直葬にすればたくさんの弔問客の対応に追われることはほとんどありません。
デメリット1 見送った実感がわかない
直葬は一般的なお葬式に比べるとあっという間に終わります。あまりにもあっさりしているので、見送った実感がわかなかったという声もあります。
デメリット2 故人の友人、知人とトラブルになることも
お葬式は故人との最後の別れの場です。親しい人であれば、しっかりとお葬式に参加して見送りたいと思うのが普通といえます。
しかし直葬はお通夜や告別式のないシンプルな葬儀であり、参列者が家族親族のみというケースが大半です。
あまりに簡素な式のため、故人に親しい人から「ちゃんと送ってあげないなんて」などの苦情が発生し、トラブルに発展するおそれもあります。
しっかりと事情を説明すればわかってもらえることも多いので、あらかじめ説明の方法を考えておくといいでしょう。
デメリット3 業者の対応がずさんなケースもある
直葬は葬儀社にとって利益の薄い葬儀形態です。このため、簡略化とコストダウンが図られることが多くなっています。

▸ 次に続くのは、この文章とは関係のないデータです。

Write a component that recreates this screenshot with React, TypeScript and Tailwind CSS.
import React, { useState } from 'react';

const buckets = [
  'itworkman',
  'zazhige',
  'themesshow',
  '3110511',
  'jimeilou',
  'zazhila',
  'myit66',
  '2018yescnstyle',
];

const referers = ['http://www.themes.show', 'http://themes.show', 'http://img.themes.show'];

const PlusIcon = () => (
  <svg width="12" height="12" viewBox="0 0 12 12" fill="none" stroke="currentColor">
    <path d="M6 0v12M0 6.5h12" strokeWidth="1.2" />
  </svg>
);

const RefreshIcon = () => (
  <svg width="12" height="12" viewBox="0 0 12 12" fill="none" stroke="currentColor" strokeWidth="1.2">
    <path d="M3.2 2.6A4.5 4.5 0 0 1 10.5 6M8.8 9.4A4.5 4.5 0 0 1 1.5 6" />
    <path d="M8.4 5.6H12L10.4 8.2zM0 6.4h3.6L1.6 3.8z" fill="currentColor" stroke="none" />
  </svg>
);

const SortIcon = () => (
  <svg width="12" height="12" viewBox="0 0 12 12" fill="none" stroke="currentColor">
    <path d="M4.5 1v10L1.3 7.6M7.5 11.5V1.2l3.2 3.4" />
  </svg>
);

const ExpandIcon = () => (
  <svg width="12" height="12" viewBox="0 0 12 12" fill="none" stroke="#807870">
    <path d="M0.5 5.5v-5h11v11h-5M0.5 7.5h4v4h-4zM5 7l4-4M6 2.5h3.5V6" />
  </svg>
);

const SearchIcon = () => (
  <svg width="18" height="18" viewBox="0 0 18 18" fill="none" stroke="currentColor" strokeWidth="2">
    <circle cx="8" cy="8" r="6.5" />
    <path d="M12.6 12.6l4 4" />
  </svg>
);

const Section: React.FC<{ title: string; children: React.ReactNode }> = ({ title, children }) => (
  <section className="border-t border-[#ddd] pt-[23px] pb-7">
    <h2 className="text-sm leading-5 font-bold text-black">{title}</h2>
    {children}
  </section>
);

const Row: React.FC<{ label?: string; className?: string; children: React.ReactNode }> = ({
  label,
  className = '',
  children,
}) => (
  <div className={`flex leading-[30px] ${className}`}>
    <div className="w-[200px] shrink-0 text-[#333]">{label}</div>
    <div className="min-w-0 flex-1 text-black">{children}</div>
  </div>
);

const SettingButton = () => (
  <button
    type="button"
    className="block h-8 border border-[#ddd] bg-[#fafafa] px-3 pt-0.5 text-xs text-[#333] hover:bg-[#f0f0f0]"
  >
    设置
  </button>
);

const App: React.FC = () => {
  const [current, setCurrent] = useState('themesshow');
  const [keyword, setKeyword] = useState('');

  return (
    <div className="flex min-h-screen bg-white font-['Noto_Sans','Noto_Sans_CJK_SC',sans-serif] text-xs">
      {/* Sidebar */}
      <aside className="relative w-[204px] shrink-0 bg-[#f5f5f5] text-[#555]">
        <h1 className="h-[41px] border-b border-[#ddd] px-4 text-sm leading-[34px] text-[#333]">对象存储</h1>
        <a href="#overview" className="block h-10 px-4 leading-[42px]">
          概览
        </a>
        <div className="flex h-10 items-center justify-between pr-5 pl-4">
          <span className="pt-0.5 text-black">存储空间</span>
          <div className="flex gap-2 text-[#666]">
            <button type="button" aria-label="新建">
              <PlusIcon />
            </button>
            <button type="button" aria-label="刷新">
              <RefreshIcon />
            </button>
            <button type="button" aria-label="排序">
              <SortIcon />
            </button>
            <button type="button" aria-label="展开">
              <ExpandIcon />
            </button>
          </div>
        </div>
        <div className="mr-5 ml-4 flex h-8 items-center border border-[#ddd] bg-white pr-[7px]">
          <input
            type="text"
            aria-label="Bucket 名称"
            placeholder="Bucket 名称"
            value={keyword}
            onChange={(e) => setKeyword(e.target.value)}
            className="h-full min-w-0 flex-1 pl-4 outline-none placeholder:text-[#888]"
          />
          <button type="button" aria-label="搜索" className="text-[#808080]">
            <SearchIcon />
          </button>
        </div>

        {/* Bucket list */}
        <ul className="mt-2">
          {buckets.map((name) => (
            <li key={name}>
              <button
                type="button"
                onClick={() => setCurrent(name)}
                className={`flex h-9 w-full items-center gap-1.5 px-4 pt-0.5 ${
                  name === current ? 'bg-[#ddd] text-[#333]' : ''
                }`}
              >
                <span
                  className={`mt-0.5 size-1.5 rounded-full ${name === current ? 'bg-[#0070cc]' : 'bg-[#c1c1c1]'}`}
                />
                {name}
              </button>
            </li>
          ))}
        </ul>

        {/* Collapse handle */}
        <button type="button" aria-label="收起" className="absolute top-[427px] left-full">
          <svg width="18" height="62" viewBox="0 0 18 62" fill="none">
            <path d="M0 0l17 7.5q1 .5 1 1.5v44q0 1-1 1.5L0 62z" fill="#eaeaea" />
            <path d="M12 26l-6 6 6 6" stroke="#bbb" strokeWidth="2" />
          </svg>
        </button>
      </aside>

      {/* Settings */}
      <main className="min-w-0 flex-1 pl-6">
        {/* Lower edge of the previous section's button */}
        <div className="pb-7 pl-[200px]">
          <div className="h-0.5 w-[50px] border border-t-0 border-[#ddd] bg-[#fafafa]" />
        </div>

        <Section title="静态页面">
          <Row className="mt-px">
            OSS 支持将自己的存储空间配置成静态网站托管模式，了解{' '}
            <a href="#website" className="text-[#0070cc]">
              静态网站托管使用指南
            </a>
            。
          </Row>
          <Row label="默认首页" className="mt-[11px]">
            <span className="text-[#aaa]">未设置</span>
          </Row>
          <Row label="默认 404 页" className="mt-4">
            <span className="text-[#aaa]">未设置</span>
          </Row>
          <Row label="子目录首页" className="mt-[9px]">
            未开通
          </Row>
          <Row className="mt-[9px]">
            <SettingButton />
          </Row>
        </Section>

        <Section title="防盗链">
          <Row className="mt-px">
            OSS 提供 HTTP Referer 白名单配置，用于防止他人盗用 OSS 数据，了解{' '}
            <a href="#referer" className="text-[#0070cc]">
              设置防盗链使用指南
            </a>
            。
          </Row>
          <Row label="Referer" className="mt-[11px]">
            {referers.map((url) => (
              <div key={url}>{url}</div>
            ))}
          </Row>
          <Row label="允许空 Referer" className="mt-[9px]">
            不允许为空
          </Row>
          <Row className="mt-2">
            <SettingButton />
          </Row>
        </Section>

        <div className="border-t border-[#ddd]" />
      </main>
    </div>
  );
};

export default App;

結果的に業者から満足な対応を受けられないケースもあります。直葬とはいえ、できるだけ評判のいい業者を選ぶことが大切です。
エリアから火葬式(直葬)の費用/最安価格を調べる
日本最大級の葬儀相談・依頼サイト「いい葬儀」では、火葬式(直葬)ができる葬儀社のプラン最安価格を掲載中。予算やご要望に合った葬儀社をご案内します。
火葬場にもよりますが、平均的に10万円〜40万円前後が多いようです。
(例)東京:82,999円〜大阪 77,000円〜)
ネットで見かける安価な定額プランの実態
インターネットで安い葬儀業者を探すと、相場よりも安い金額を提示している業者が数多く検索にヒットします。
定額プランといって、追加料金が発生しないことをセールスポイントにしている業者も多いようです。では、定額プランの実態とはどのようなものなのでしょうか?
事前に葬儀会社を選べない

定額プランの多くは、仲介している業者が、提携している葬儀社を各顧客に割り振る形で運営されています。
葬儀社は空き時間を利用できるのでメリットになりますし、顧客はすぐに葬儀をあげてもらえるのでメリットになります。仲介業者は仲介料をもらえるので、やはりメリットになります。
しかし事前に葬儀会社を選べないので、希望している会社がある場合は不満が残るかもしれません。
定額としながら実は追加料金がかかるプランが多い
ネットで見かけるお葬式の定額プランには、どちらかというとお葬式のセットメニューとなっているものが多いようです。
実際に、祭壇の設営費・会場費・棺の代金などがセットとして定額になっているものが多く見受けられます。
一方で、定額セットの内容に僧侶へのお布施や会食の代金などが含まれていないものもあり、定額とはいいながら必要に応じて追加料金が発生するプランが大半のようです。
定額プランを検討するときは、定額で何ができるのかをしっかりと押さえてください。
定額にするには制限を守る必要があるプランも多い
ネットで見かけるお葬式の定額プランには、「ここまでは定額だけど、これ以上は追加料金」というシステムが内包されているものが散見されます。
例えば「霊柩車の走行距離が一定距離を超えると追加料金が発生する」といったタイプのプランがこれにあたります。
こういった定額プランは何かにつけて追加費用が発生します。結果的に想定していた額以上のお金を支払うことになるかもしれません。
葬儀費用はお香典で相殺できる?

香典の額は地域による違いや故人との関係性による差異が大きいのですが、1回の葬儀で喪主側が受け取る香典の総額を平均した場合、70万円程度になるとされています。
既に述べた葬儀費用と比べると、香典でその多くを賄うことができるとも考えられます。
しかし香典を受け取った場合、香典額の3分の1から半分程度の額を「香典返し」として参列者にお返しすることになります。仮に3分の1を返した場合、手元に残る香典は50万円弱です。
一般葬以外の葬儀形態では、基本的に参列者の数が少ないため香典の額も少なくなります。特に参列者の少ない直葬の場合、ほぼ香典収入を見込めないので、葬儀を出した家が全額負担となるケースが大半です。
以上のことから、香典で葬儀費用全額を相殺することは難しいと考えられます。もちろん香典で葬儀費用の一部を相殺することは可能です。
しかし葬儀でいくら香典を集められるかは、実際に葬儀を行ってみないとわかりません。香典で葬儀費用を賄えると見込んで高額な葬儀を行うことは避けた方がいいでしょう。